Sessant’anni dopo, lo si vede uscire con passo silenzioso dalle riunioni cardinalizie a Roma, seduto nei sedili posteriori di un’auto scura. È sempre impeccabile, sempre in silenzio. Il cardinale Peter Erdő non ha mai cercato i riflettori, ma è da vent’anni Primate d’Ungheria e da dieci una figura di riferimento per le frange più solide e dottrinali della Chiesa. A 72 anni, è il più autorevole rappresentante della “minoranza wojtyliana” che entrerà in Conclave. È stato proprio Giovanni Paolo II a puntare su di lui nel 2000, chiamandolo a guidare la diocesi di Esztergom-Budapest. Allora aveva appena 51 anni, ma da tempo nel Vaticano lo si considerava uno dei giuristi più brillanti d’Europa.

Laureato in teologia e diritto canonico al Laterano, professore, rettore del collegio ungherese a Roma, conferenziere in tutto il mondo, Erdő è uomo di libri e di biblioteca. Ha pubblicato oltre duecento articoli accademici e venticinque volumi, ricevendo premi anche all’Institut Catholique di Parigi. Ha studiato a Berkeley, parla sei lingue (incluso un po’ di russo, imparato da piccolo), ama la musica classica e quella ebraica, ascolta Chopin e cammina, appena può, tra le colline ungheresi con passo regolare. È un trekker disciplinato, con lo stesso passo che applica al governo della Chiesa.

Ma non è solo accademia: Erdő è stato presidente della Conferenza episcopale ungherese per un decennio e del Consiglio delle Conferenze episcopali europee per un altro. È lì che ha costruito la sua rete internazionale, con un profilo europeo più che nazionale, capace di far breccia anche fuori dai confini magiari. Sotto Papa Francesco ha mantenuto una posizione di rispetto e collaborazione, venendo scelto come relatore generale del Sinodo dei vescovi sulla famiglia nel 2014 e 2015. Un incarico delicatissimo, che ha portato avanti con disciplina e un’eleganza formale mai venata di provocazioni.
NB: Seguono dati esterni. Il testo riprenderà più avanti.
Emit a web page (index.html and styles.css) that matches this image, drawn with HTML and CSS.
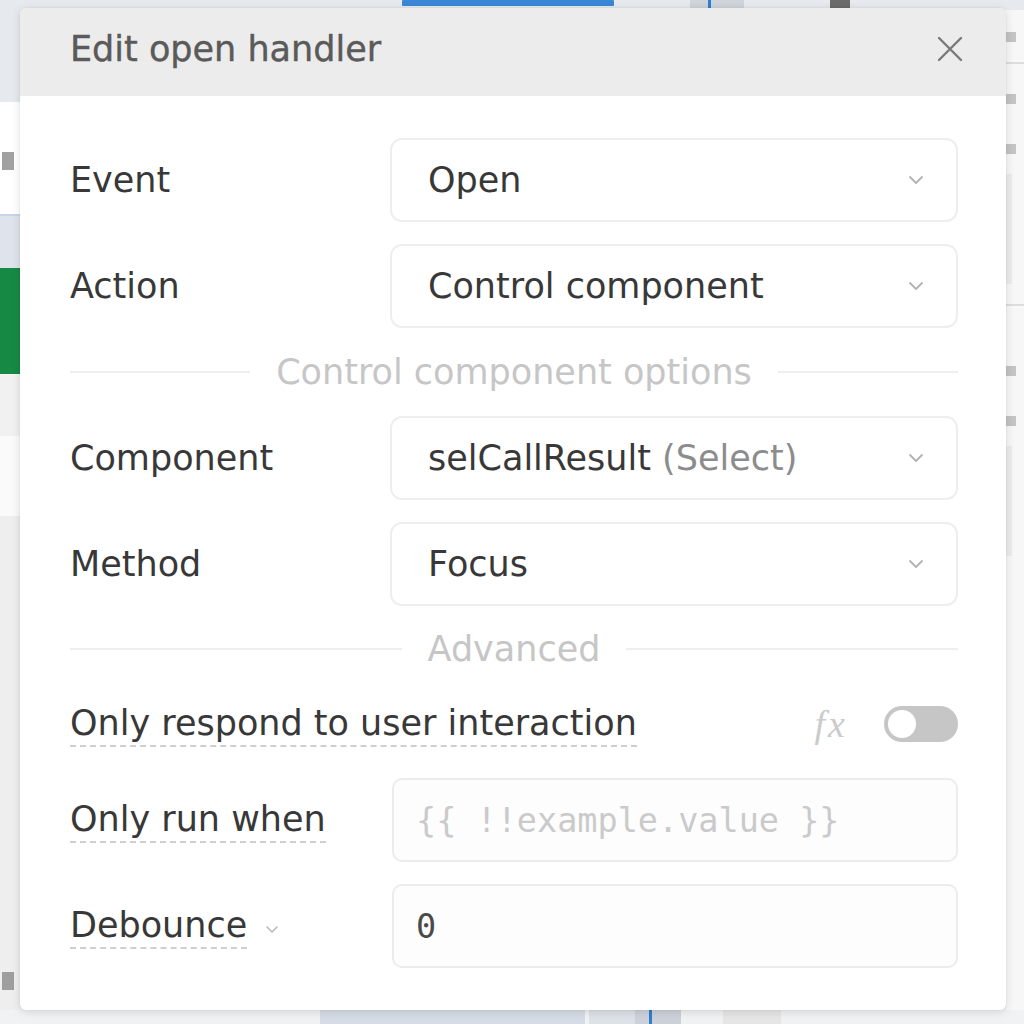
FILE: index.html
```html
<!DOCTYPE html>
<html lang="en">
<head>
<meta charset="utf-8">
<title>Edit open handler</title>
<link rel="stylesheet" href="styles.css">
</head>
<body>
<div class="app">
  <div class="topstrip">
    <span class="ts-link"></span>
    <span class="ts-gray"><i></i></span>
    <span class="ts-dark"></span>
  </div>
  <div class="middle">
    <div class="leftstrip">
      <div class="ls-a"></div>
      <div class="ls-b"><span class="frag"></span></div>
      <div class="ls-c"></div>
      <div class="ls-green"></div>
      <div class="ls-d"></div>
      <div class="ls-e"></div>
      <div class="ls-f"><span class="frag frag-low"></span></div>
    </div>
    <div class="center"></div>
    <div class="rightstrip">
      <span class="rs-mark m1"></span>
      <span class="rs-line"></span>
      <span class="rs-mark m2"></span>
      <span class="rs-mark m3"></span>
      <span class="rs-box"></span>
      <span class="rs-line"></span>
      <span class="rs-mark m4"></span>
      <span class="rs-mark m5"></span>
      <span class="rs-box"></span>
    </div>
  </div>
  <div class="bottomstrip">
    <span class="bs-a"></span>
    <span class="bs-b"></span>
    <span class="bs-c"><i></i></span>
    <span class="bs-d"></span>
  </div>
</div>

<div class="modal">
  <div class="modal-header">
    <h1 class="modal-title">Edit open handler</h1>
    <svg class="close" width="28" height="28" viewBox="0 0 28 28" aria-hidden="true">
      <path d="M3 3 L25 25 M25 3 L3 25" stroke="#7a7a7a" stroke-width="2.4" stroke-linecap="round" fill="none"/>
    </svg>
  </div>
  <div class="modal-body">
    <div class="row">
      <div class="label">Event</div>
      <div class="select"><span class="value">Open</span><svg class="chev" width="16" height="10" viewBox="0 0 16 10"><path d="M2 2 L8 8 L14 2" stroke="#b3b3b3" stroke-width="1.8" fill="none" stroke-linecap="round" stroke-linejoin="round"/></svg></div>
    </div>
    <div class="row">
      <div class="label">Action</div>
      <div class="select"><span class="value">Control component</span><svg class="chev" width="16" height="10" viewBox="0 0 16 10"><path d="M2 2 L8 8 L14 2" stroke="#b3b3b3" stroke-width="1.8" fill="none" stroke-linecap="round" stroke-linejoin="round"/></svg></div>
    </div>
    <div class="divider divider-options"><span>Control component options</span></div>
    <div class="row">
      <div class="label">Component</div>
      <div class="select"><span class="value">selCallResult <span class="muted">(Select)</span></span><svg class="chev" width="16" height="10" viewBox="0 0 16 10"><path d="M2 2 L8 8 L14 2" stroke="#b3b3b3" stroke-width="1.8" fill="none" stroke-linecap="round" stroke-linejoin="round"/></svg></div>
    </div>
    <div class="row">
      <div class="label">Method</div>
      <div class="select"><span class="value">Focus</span><svg class="chev" width="16" height="10" viewBox="0 0 16 10"><path d="M2 2 L8 8 L14 2" stroke="#b3b3b3" stroke-width="1.8" fill="none" stroke-linecap="round" stroke-linejoin="round"/></svg></div>
    </div>
    <div class="divider divider-advanced"><span>Advanced</span></div>
    <div class="toggle-row">
      <div class="label"><span class="dashed">Only respond to user interaction</span></div>
      <div class="toggle-ctrl">
        <span class="fx">fx</span>
        <span class="switch"><span class="knob"></span></span>
      </div>
    </div>
    <div class="row row-input">
      <div class="label"><span class="dashed">Only run when</span></div>
      <div class="input"><span class="mono placeholder">{{ !!example.value }}</span></div>
    </div>
    <div class="row row-input">
      <div class="label"><span class="dashed">Debounce</span><svg class="chev-small" width="14" height="9" viewBox="0 0 14 9"><path d="M2 2 L7 7 L12 2" stroke="#b8b8b8" stroke-width="1.6" fill="none" stroke-linecap="round" stroke-linejoin="round"/></svg></div>
      <div class="input"><span class="mono">0</span></div>
    </div>
  </div>
</div>
</body>
</html>
```
FILE: styles.css
```css
* { box-sizing: border-box; }
html, body { margin: 0; padding: 0; }
body {
  width: 1024px;
  height: 1024px;
  overflow: hidden;
  position: relative;
  font-family: "DejaVu Sans", Inter, sans-serif;
  background: #f4f5f7;
}

/* ---------- background app ---------- */
.app {
  width: 1024px;
  height: 1024px;
  display: flex;
  flex-direction: column;
}
.topstrip {
  height: 10px;
  display: flex;
  align-items: flex-start;
  background: #e6e9ee;
  flex: none;
}
.ts-link { margin-left: 402px; width: 212px; height: 6px; background: #3b86d6; border-radius: 1px; }
.ts-gray { margin-left: 76px; width: 54px; height: 8px; background: #cfd3da; position: relative; }
.ts-gray i { position: absolute; left: 18px; top: 0; width: 3px; height: 8px; background: #2f7fd0; }
.ts-dark { margin-left: 86px; width: 20px; height: 8px; background: #6b6b6b; }

.middle { flex: 1; display: flex; }
.leftstrip { width: 22px; display: flex; flex-direction: column; }
.ls-a { height: 92px; background: #e6e9ee; }
.ls-b { height: 114px; background: #ffffff; border-bottom: 2px solid #c7d6ec; position: relative; }
.frag { position: absolute; left: 2px; top: 50px; width: 12px; height: 18px; background: #8a8a8a; opacity: .8; }
.frag-low { top: auto; bottom: 20px; }
.ls-c { height: 52px; background: #dfe4ec; }
.ls-green { height: 106px; background: #168a44; }
.ls-d { height: 62px; background: #f1f1f1; }
.ls-e { height: 80px; background: #fafafa; }
.ls-f { flex: 1; background: #eeeeee; position: relative; }
.center { flex: 1; background: #eef0f3; }
.rightstrip {
  width: 18px;
  background: #f7f7f7;
  display: flex;
  flex-direction: column;
  align-items: flex-start;
  padding-top: 22px;
  gap: 20px;
}
.rs-mark { width: 10px; height: 10px; background: #c4c4c4; }
.rs-line { width: 18px; height: 2px; background: #dddddd; }
.rs-box { width: 6px; height: 110px; background: #ececec; }
.m2 { margin-top: 10px; }
.m3 { margin-top: 20px; }
.m4 { margin-top: 40px; }
.m5 { margin-top: 20px; }

.bottomstrip {
  height: 14px;
  display: flex;
  background: #f1f2f4;
  flex: none;
}
.bs-a { margin-left: 320px; width: 265px; background: #d6dce6; }
.bs-b { margin-left: 4px; width: 46px; background: #dde1e8; }
.bs-c { width: 46px; background: #cdd2da; position: relative; }
.bs-c i { position: absolute; left: 14px; top: 0; width: 3px; height: 14px; background: #2f7fd0; }
.bs-d { margin-left: 42px; width: 58px; background: #e6e6e6; }

/* ---------- modal ---------- */
.modal {
  position: absolute;
  left: 20px;
  top: 8px;
  width: 986px;
  height: 1002px;
  background: #ffffff;
  border-radius: 6px;
  box-shadow: 0 2px 10px rgba(0,0,0,.12), 0 0 2px rgba(0,0,0,.08);
  overflow: hidden;
  display: flex;
  flex-direction: column;
}
.modal-header {
  height: 88px;
  background: #ececec;
  display: flex;
  align-items: center;
  justify-content: space-between;
  padding: 0 42px 6px 50px;
  flex: none;
}
.modal-title {
  margin: 0;
  font-size: 35px;
  font-weight: 400;
  color: #5a5a5a;
  -webkit-text-stroke: 0.4px #5a5a5a;
  line-height: 1;
}
.close { display: block; }

.modal-body {
  padding: 42px 48px 42px 50px;
  display: flex;
  flex-direction: column;
}
.row {
  display: grid;
  grid-template-columns: 320px 1fr;
  align-items: center;
  height: 84px;
  margin-bottom: 22px;
}
.row:last-child { margin-bottom: 0; }
.label {
  font-size: 35px;
  color: #383838;
  display: flex;
  align-items: center;
  white-space: nowrap;
  line-height: 1.2;
}
.dashed {
  padding-bottom: 1px;
  border-bottom: 2px dashed #cfcfcf;
}
.chev-small { margin-left: 18px; margin-top: 6px; }
.select {
  height: 84px;
  border: 2px solid #eeeeee;
  border-radius: 12px;
  display: flex;
  align-items: center;
  justify-content: space-between;
  padding: 0 32px 0 36px;
  font-size: 35px;
  color: #383838;
}
.muted { color: #8c8c8c; }
.chev { display: block; }

.divider {
  height: 88px;
  margin-top: -22px;
  display: flex;
  align-items: center;
  gap: 26px;
  font-size: 35px;
  color: #c6c6c6;
}
.divider::before, .divider::after {
  content: "";
  flex: 1;
  height: 2px;
  background: #efefef;
}
.divider-advanced { height: 86px; }

.toggle-row {
  height: 64px;
  display: flex;
  align-items: center;
  justify-content: space-between;
  margin-bottom: 22px;
}
.toggle-ctrl { display: flex; align-items: center; gap: 36px; }
.fx {
  font-family: "Liberation Serif", serif;
  font-style: italic;
  font-size: 38px;
  color: #cbcbcb;
  letter-spacing: 3px;
}
.switch {
  width: 74px;
  height: 36px;
  border-radius: 18px;
  background: #c6c6c6;
  padding: 4px;
  display: flex;
  align-items: center;
}
.knob {
  width: 28px;
  height: 28px;
  border-radius: 50%;
  background: #ffffff;
}

.row-input .input {
  height: 84px;
  margin-left: 2px;
  border: 2px solid #ececec;
  border-radius: 10px;
  background: #fdfdfd;
  display: flex;
  align-items: center;
  padding: 0 22px;
}
.mono {
  font-family: "DejaVu Sans Mono", "Liberation Mono", monospace;
  font-size: 33.5px;
  color: #4a4a4a;
}
.placeholder { color: #cacaca; }
```
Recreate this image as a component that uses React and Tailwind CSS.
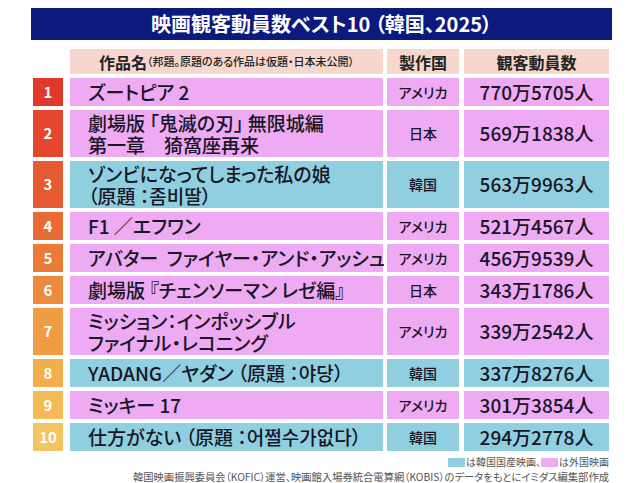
const rows = [
  { rank: 1, title: ['ズートピア 2'], country: 'アメリカ', count: '770万5705人', kr: false, badge: 'bg-[#e0382b]' },
  { rank: 2, title: ['劇場版 「鬼滅の刃」 無限城編', '第一章\u3000猗窩座再来'], country: '日本', count: '569万1838人', kr: false, badge: 'bg-[#e2462d]' },
  { rank: 3, title: ['ゾンビになってしまった私の娘', '（原題 ：좀비딸）'], country: '韓国', count: '563万9963人', kr: true, badge: 'bg-[#e65a31]' },
  { rank: 4, title: ['F1 ／エフワン'], country: 'アメリカ', count: '521万4567人', kr: false, badge: 'bg-[#e96b34]' },
  { rank: 5, title: ['アバター  ファイヤー・アンド・アッシュ'], country: 'アメリカ', count: '456万9539人', kr: false, badge: 'bg-[#eb7b37]' },
  { rank: 6, title: ['劇場版 『チェンソーマン レゼ編』'], country: '日本', count: '343万1786人', kr: false, badge: 'bg-[#ee8b3b]' },
  { rank: 7, title: ['ミッション：インポッシブル', 'ファイナル・レコニング'], country: 'アメリカ', count: '339万2542人', kr: false, badge: 'bg-[#f09c43]' },
  { rank: 8, title: ['YADANG／ヤダン （原題 ：야당）'], country: '韓国', count: '337万8276人', kr: true, badge: 'bg-[#f2ad4d]' },
  { rank: 9, title: ['ミッキー 17'], country: 'アメリカ', count: '301万3854人', kr: false, badge: 'bg-[#f3ba56]' },
  { rank: 10, title: ['仕方がない （原題 ：어쩔수가없다）'], country: '韓国', count: '294万2778人', kr: true, badge: 'bg-[#f3c45f]' },
];

function Row({ row }) {
  const bg = row.kr ? 'bg-[#90cfe0]' : 'bg-[#eeaaf2]';
  const tall = row.title.length > 1;
  return (
    <div className={`flex ${tall ? 'h-[47px]' : 'h-[28px]'}`}>
      <div className={`w-[30px] ${row.badge} flex items-center justify-center text-white font-bold text-[15px]`}>
        {row.rank}
      </div>
      <div className={`ml-[7px] w-[313px] ${bg} flex flex-col justify-center pl-[18px] text-[19px] leading-[22px] text-[#161626] font-medium`}>
        {row.title.map((t) => (
          <div key={t} className="whitespace-pre">{t}</div>
        ))}
      </div>
      <div className={`ml-[4px] w-[72px] ${bg} flex items-center justify-center text-[14px] text-[#161626] font-medium`}>
        {row.country}
      </div>
      <div className={`ml-[5px] w-[145px] ${bg} flex items-center justify-center text-[19px] text-[#161626] font-medium`}>
        {row.count}
      </div>
    </div>
  );
}

export default function App() {
  return (
    <div className="w-[640px] h-[483px] overflow-hidden bg-white pt-[8px] pl-[31px] font-['Noto_Sans_CJK_JP',sans-serif] [font-feature-settings:'palt']">
      <div className="w-[581px] h-[32px] bg-[#0b1a7c] flex items-center justify-center text-white font-bold text-[20px] whitespace-pre">
        映画観客動員数ベスト10 （韓国、2025）
      </div>
      <div className="mt-[9px] ml-[2px] flex flex-col gap-[4px]">
        <div className="flex h-[25px] text-[#222]">
          <div className="w-[30px]" />
          <div className="ml-[7px] w-[313px] bg-[#f7d6cd] flex items-center justify-center">
            <span className="text-[16px] font-bold">作品名</span>
            <span className="text-[11px] font-medium">（邦題。原題のある作品は仮題・日本未公開）</span>
          </div>
          <div className="ml-[4px] w-[72px] bg-[#f7d6cd] flex items-center justify-center text-[16px] font-bold">
            製作国
          </div>
          <div className="ml-[5px] w-[145px] bg-[#f7d6cd] flex items-center justify-center text-[16px] font-bold">
            観客動員数
          </div>
        </div>
        {rows.map((r) => (
          <Row key={r.rank} row={r} />
        ))}
      </div>
      <div className="w-[578px] mt-[5px] flex justify-end items-center text-[10px] leading-[12px] text-[#555]">
        <span className="w-[17px] h-[9px] bg-[#90cfe0] mr-[1px]" />
        <span>は韓国国産映画、</span>
        <span className="w-[17px] h-[9px] bg-[#eeaaf2] mr-[1px]" />
        <span>は外国映画</span>
      </div>
      <div className="w-[578px] mt-[3px] text-right text-[10.3px] leading-[12px] text-[#555] whitespace-nowrap">
        韓国映画振興委員会（KOFIC）運営、映画館入場券統合電算網（KOBIS）のデータをもとにイミダス編集部作成
      </div>
    </div>
  );
}
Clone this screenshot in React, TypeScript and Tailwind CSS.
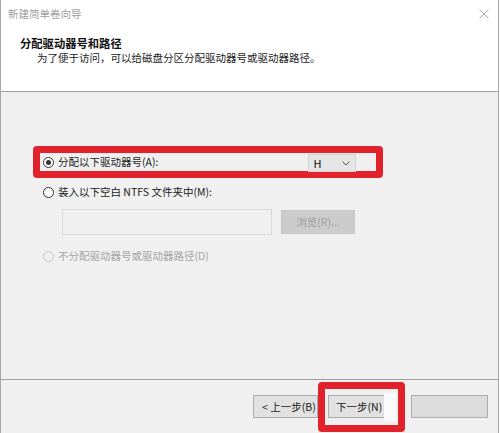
import React from 'react';

const font = { fontFamily: '"Noto Sans CJK SC", "Noto Sans", sans-serif' };

const Radio: React.FC<{ checked?: boolean; disabled?: boolean }> = ({ checked, disabled }) => (
  <span
    className={`flex h-[11px] w-[11px] shrink-0 items-center justify-center rounded-full border ${
      disabled ? 'border-[#c4c4c4] bg-[#f0f0f0]' : 'border-[#333333] bg-white'
    }`}
  >
    {checked && <span className="h-[5px] w-[5px] rounded-full bg-[#333333]" />}
  </span>
);

export default function App() {
  return (
    <div
      style={font}
      className="flex h-[433px] w-[499px] flex-col border-l border-r border-[#a8a8a8] bg-white text-[10.5px] text-[#1a1a1a]"
    >
      {/* title bar */}
      <div className="flex h-[30px] items-start justify-between pl-[7px] pr-[9px] pt-[6px]">
        <span className="leading-[16px] text-[#a0a0a0]">新建简单卷向导</span>
        <svg width="10" height="10" viewBox="0 0 10 10" className="mt-[3px]">
          <path d="M0.5 0.5 L9.5 9.5 M9.5 0.5 L0.5 9.5" stroke="#a8a8a8" strokeWidth="1" fill="none" />
        </svg>
      </div>

      {/* page header */}
      <div className="flex h-[62px] flex-col border-b border-[#a0a0a0] pl-[19px]">
        <div className="mt-[5px] text-[11.3px] font-bold leading-[16px] text-[#111]">分配驱动器号和路径</div>
        <div className="ml-[17px] leading-[14px] text-[#222]">为了便于访问，可以给磁盘分区分配驱动器号或驱动器路径。</div>
      </div>

      {/* options */}
      <div className="flex flex-1 flex-col border-b border-[#a0a0a0] bg-[#f0f0f0] pl-[32px] pt-[54px]">
        <div className="flex h-[32px] w-[350px] items-center rounded-[4px] border-[7px] border-[#e1222c] pl-[3px]">
          <Radio checked />
          <span className="ml-[4px] leading-[14px]">分配以下驱动器号(A):</span>
          <div className="ml-[150px] mt-[2px] flex h-[18px] w-[48px] items-center justify-between border border-[#d4d4d4] bg-[#e5e5e5] pl-[4px] pr-[5px]">
            <span className="text-[11px] leading-[14px] text-[#111]">H</span>
            <svg width="8" height="5" viewBox="0 0 8 5">
              <path d="M0.5 0.5 L4 4 L7.5 0.5" stroke="#555" strokeWidth="1" fill="none" />
            </svg>
          </div>
        </div>

        <div className="ml-[10px] mt-[6px] flex h-[16px] items-center">
          <Radio />
          <span className="ml-[4px] leading-[14px]">装入以下空白 NTFS 文件夹中(M):</span>
        </div>

        <div className="ml-[29px] mt-[9px] flex h-[26px] items-center gap-[9px]">
          <div className="h-[26px] w-[210px] border border-[#d9d9d9] bg-[#f0f0f0]" />
          <div className="flex h-[24px] w-[74px] items-center justify-center border border-[#c8c8c8] bg-[#cccccc] text-[#a0a0a0]">
            浏览(R)...
          </div>
        </div>

        <div className="ml-[10px] mt-[13px] flex h-[16px] items-center">
          <Radio disabled />
          <span className="ml-[4px] leading-[14px] text-[#a4a4a4]">不分配驱动器号或驱动器路径(D)</span>
        </div>
      </div>

      {/* wizard buttons */}
      <div className="flex h-[53px] items-center justify-end bg-[#f0f0f0] pr-[10px]">
        <div className="flex h-[23px] w-[65px] items-center border border-[#adadad] bg-[#e1e1e1] pl-[8px]">
          &lt; 上一步(B)
        </div>
        <div className="flex h-[50px] w-[87px] items-center rounded-[4px] border-[7px] border-[#e1222c] pl-[3px]">
          <div className="flex h-[23px] w-[56px] items-center border-y border-l border-[#adadad] bg-[#e1e1e1] pl-[7px]">
            下一步(N)
          </div>
          <div className="h-[28px] w-[12px] bg-[#fafafa]" />
        </div>
        <div className="ml-[6px] h-[23px] w-[77px] border border-[#adadad] bg-[#dcdcdc]" />
      </div>
    </div>
  );
}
La sua teologia è salda, il suo approccio alla Chiesa è strutturato: sacramenti, gerarchia, tradizione. Erdő ha più volte affermato che «l’Eucaristia e il sacerdozio non possono essere separati» e si è detto contrario al celibato facoltativo per i preti. Non ama le ambiguità dottrinali né le sperimentazioni sinodali. È per molti versi l’opposto dell’immagine “ospedale da campo” offerta da Francesco: meno inclusiva, certo, ma anche più coerente nella forma e nella sostanza. Se dovesse diventare Papa, sarebbe un ritorno all’impianto di Wojtyła: parola chiara, ortodossia, difesa della vita e della famiglia.

È per questo che molti cardinali conservatori guardano a lui con rispetto. Tra loro, si dice, ci sarebbe stato anche il defunto cardinale George Pell, che vedeva in Erdő la figura ideale per ricomporre alcune “storture” del pontificato di Francesco, soprattutto in materia di diritto canonico e gestione interna. Lo apprezzano anche vescovi dell’Est Europa, dei Balcani e dell’Africa: mondi che chiedono ordine, stabilità, direzione.

Ma Erdő non è un nostalgico. Non vuole tornare indietro, semmai mettere in sicurezza il presente. È stato uno dei pochi a parlare con realismo dell’immigrazione, sottolineando il bisogno di equilibrio tra solidarietà e integrazione, per evitare tensioni e ghettizzazione. Ha difeso i cristiani perseguitati del Medio Oriente con decisione, e ha sempre sottolineato l’importanza del dialogo con l’Islam. Il suo è un conservatorismo razionale, non barricadero.

A Budapest, è ancora oggi amatissimo. Non solo tra i credenti. Qualche anno fa ha pubblicato un libro di ricette della tradizione ungherese, con l’obiettivo di far riscoprire ai giovani la cucina come forma di identità e memoria. Il suo piatto preferito è il pesce alla paprika. È un uomo che cucina la teologia lentamente, senza slogan, ma con fuoco acceso. Come disse una volta in un’omelia: «Servire Cristo per far scoprire la fede agli altri è la cosa più bella della vita». Forse non sarà il nome più chiacchierato. Ma in Sistina, il suo nome circola eccome. E se alla fine servisse un Papa europeo, conservatore, solido e capace di mediare, Peter Erdő sarebbe pronto. Con passo silenzioso. E memoria lunga.